__Exercise__:
Retype the opening lines of the listing below, ending with the line that contains "11 L10 2 L19", and leave out any pictures.

__Information supplied__:
-*-*-
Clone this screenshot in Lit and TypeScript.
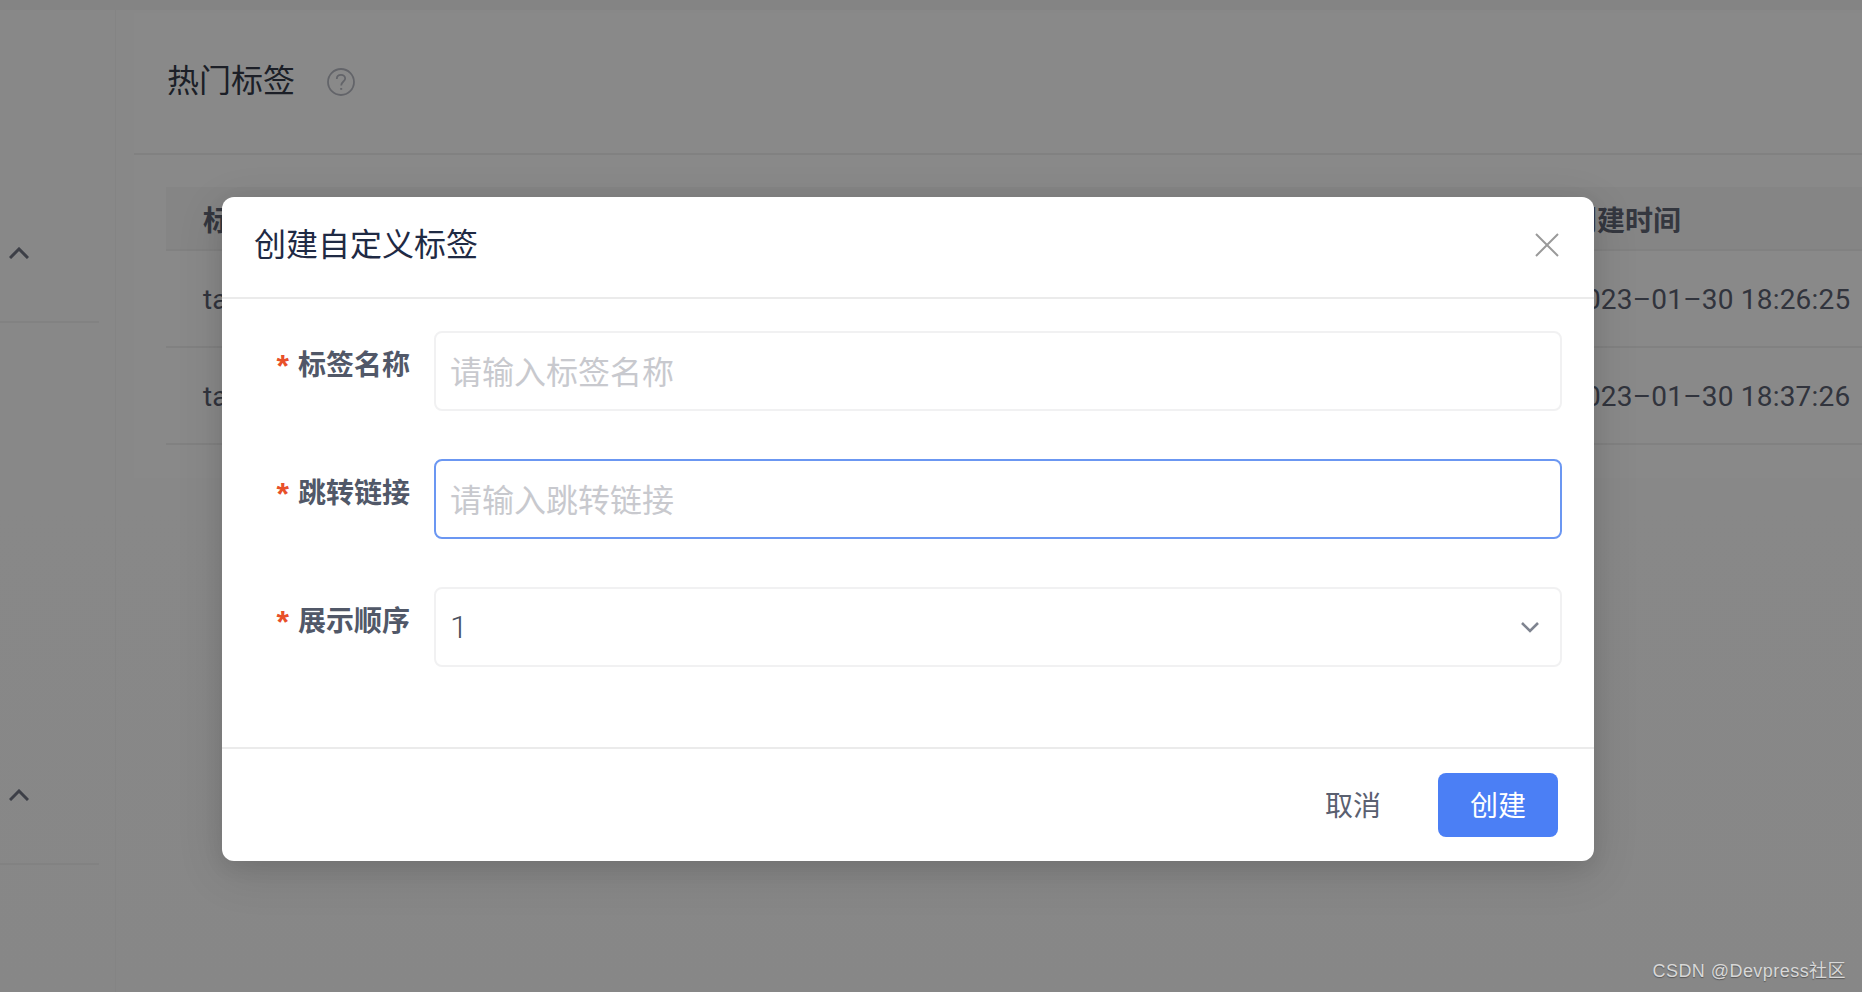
import { LitElement, html, css, svg } from "lit";
import { customElement } from "lit/decorators.js";

const chevronUp = svg`<svg class="chev" width="20" height="12" viewBox="0 0 20 12"><path d="M1 11 L10 2 L19 11" fill="none" stroke="#6f7482" stroke-width="3"/></svg>`;

@customElement("app-root")
export class AppRoot extends LitElement {
  static styles = css`
    :host { display: block; width: 1862px; height: 992px; position: relative; overflow: hidden;
      font-family: Roboto, "Noto Sans CJK SC", sans-serif; background: #f6f6f6; }
    * { box-sizing: border-box; }
    .page { display: flex; height: 992px; background: linear-gradient(#f0f0f0 0, #f0f0f0 10px, #f8f8f8 10px, #f6f6f6 100%); }
    .side { width: 116px; flex: none; padding-top: 168px; border-right: 1px solid #f1f1f1; display: flex; flex-direction: column; gap: 387px; }
    .sec { width: 99px; height: 155px; border-bottom: 2px solid #ededed; padding: 79px 0 0 9px; }
    .chev { display: block; }
    .main { flex: 1; padding: 13px 0 0 18px; min-width: 0; }
    .card { width: 1800px; height: 465px; background: #fafafa; }
    .card-head { height: 142px; border-bottom: 2px solid #ebebeb; display: flex; align-items: center; gap: 32px; padding: 0 0 5px 33px; }
    .card-title { font-size: 32px; color: #333a48; line-height: 44px; }
    .help { display: block; margin-top: 3px; }
    .table { margin: 32px 0 0 32px; font-size: 28px; color: #5a6070; }
    .row { display: grid; grid-template-columns: 1366px 1fr; height: 97px; padding: 2px 0 0 37px; align-items: center; border-bottom: 2px solid #ebebeb; }
    .row.th { height: 64px; background: #f2f2f2; font-weight: 700; color: #5f6574; }
    .date { white-space: nowrap; letter-spacing: .2px; }

    .mask { position: absolute; inset: 0; background: rgba(0,0,0,.45); padding: 197px 0 0 222px; }
    .modal { width: 1372px; height: 664px; background: #fff; border-radius: 12px; display: flex; flex-direction: column;
      box-shadow: 0 12px 48px rgba(0,0,0,.12), 0 6px 20px rgba(0,0,0,.08); }
    .m-head { height: 102px; flex: none; border-bottom: 2px solid #ebebeb; display: flex; align-items: center; justify-content: space-between; padding: 0 34px 0 32px; }
    .m-title { font-size: 32px; line-height: 44px; color: #1f2a44; margin-top: -4px; }
    .close { display: block; margin-top: -4px; }
    .form { flex: 1; display: flex; flex-direction: column; gap: 48px; padding: 32px 32px 0 0; }
    .f-row { display: grid; grid-template-columns: 212px 1fr; column-gap: 0; }
    .label { display: flex; justify-content: flex-end; padding: 15px 24px 0 0; font-size: 28px; line-height: 40px; font-weight: 700; color: #515868; }
    .star { color: #e8502a; margin-right: 9px; font-size: 32px; font-weight: 700; font-family: "Liberation Sans", sans-serif; }
    .input { height: 80px; border: 2px solid #f1f1f2; border-radius: 8px; padding: 0 14px 2px; display: flex; align-items: center; justify-content: space-between; font-size: 32px; color: #c8c9ce; }
    .input.focus { border-color: #6b97f2; }
    .input.val { color: #4a5160; padding: 0 21px 0 14px; font-weight: 300; }
    .foot { height: 114px; flex: none; border-top: 2px solid #ebebeb; display: flex; justify-content: flex-end; align-items: flex-start; gap: 57px; padding: 24px 36px 0 0; }
    .btn { height: 64px; display: flex; align-items: center; justify-content: center; font-size: 28px; border-radius: 8px; padding-bottom: 2px; }
    .cancel { color: #5a6070; }
    .ok { width: 120px; background: #4b7ff5; color: #fff; }
    .wm { position: absolute; right: 16px; bottom: 10px; font-family: "Liberation Sans", "Noto Sans CJK SC", sans-serif; font-size: 18px; letter-spacing: .45px; color: #d8d8d8; text-shadow: 0 1px 1px rgba(0,0,0,.35); }
  `;

  render() {
    return html`
      <div class="page">
        <div class="side">
          <div class="sec">${chevronUp}</div>
          <div class="sec">${chevronUp}</div>
        </div>
        <div class="main">
          <div class="card">
            <div class="card-head">
              <span class="card-title">热门标签</span>
              <svg class="help" width="28" height="28" viewBox="0 0 28 28" fill="none" stroke="#b4b7c0" stroke-width="1.8">
                <circle cx="14" cy="14" r="13"/>
                <path d="M9.8 11 C9.8 8.4 11.6 6.8 14 6.8 C16.4 6.8 18.2 8.4 18.2 10.6 C18.2 13.4 14.2 13.8 14.2 17.4"/>
                <path d="M14.2 20 V21.8" stroke-width="2"/>
              </svg>
            </div>
            <div class="table">
              <div class="row th"><span>标签名称</span><span>创建时间</span></div>
              <div class="row"><span>tag1</span><span class="date">2023–01–30 18:26:25</span></div>
              <div class="row"><span>tag2</span><span class="date">2023–01–30 18:37:26</span></div>
            </div>
          </div>
        </div>
      </div>
      <div class="mask">
        <div class="modal">
          <div class="m-head">
            <span class="m-title">创建自定义标签</span>
            <svg class="close" width="26" height="26" viewBox="0 0 26 26" fill="none" stroke="#9a9a9a" stroke-width="2"><path d="M2 2 L24 24 M24 2 L2 24"/></svg>
          </div>
          <div class="form">
            <div class="f-row"><div class="label"><span class="star">*</span>标签名称</div><div class="input">请输入标签名称</div></div>
            <div class="f-row"><div class="label"><span class="star">*</span>跳转链接</div><div class="input focus">请输入跳转链接</div></div>
            <div class="f-row"><div class="label"><span class="star">*</span>展示顺序</div>
              <div class="input val"><span>1</span>
                <svg width="18" height="12" viewBox="0 0 18 12" fill="none" stroke="#7f8490" stroke-width="2.6"><path d="M1 2 L9 10 L17 2"/></svg>
              </div>
            </div>
          </div>
          <div class="foot">
            <div class="btn cancel">取消</div>
            <div class="btn ok">创建</div>
          </div>
        </div>
      </div>
      <div class="wm">CSDN @Devpress社区</div>
    `;
  }
}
-*-*-
__Response__:
Clone this screenshot in Lit and TypeScript.
import { LitElement, html, css, svg } from "lit";
import { customElement } from "lit/decorators.js";

const chevronUp = svg`<svg class="chev" width="20" height="12" viewBox="0 0 20 12"><path d="M1 11 L10 2 L19 11" fill="none" stroke="#6f7482" stroke-width="3"/></svg>`;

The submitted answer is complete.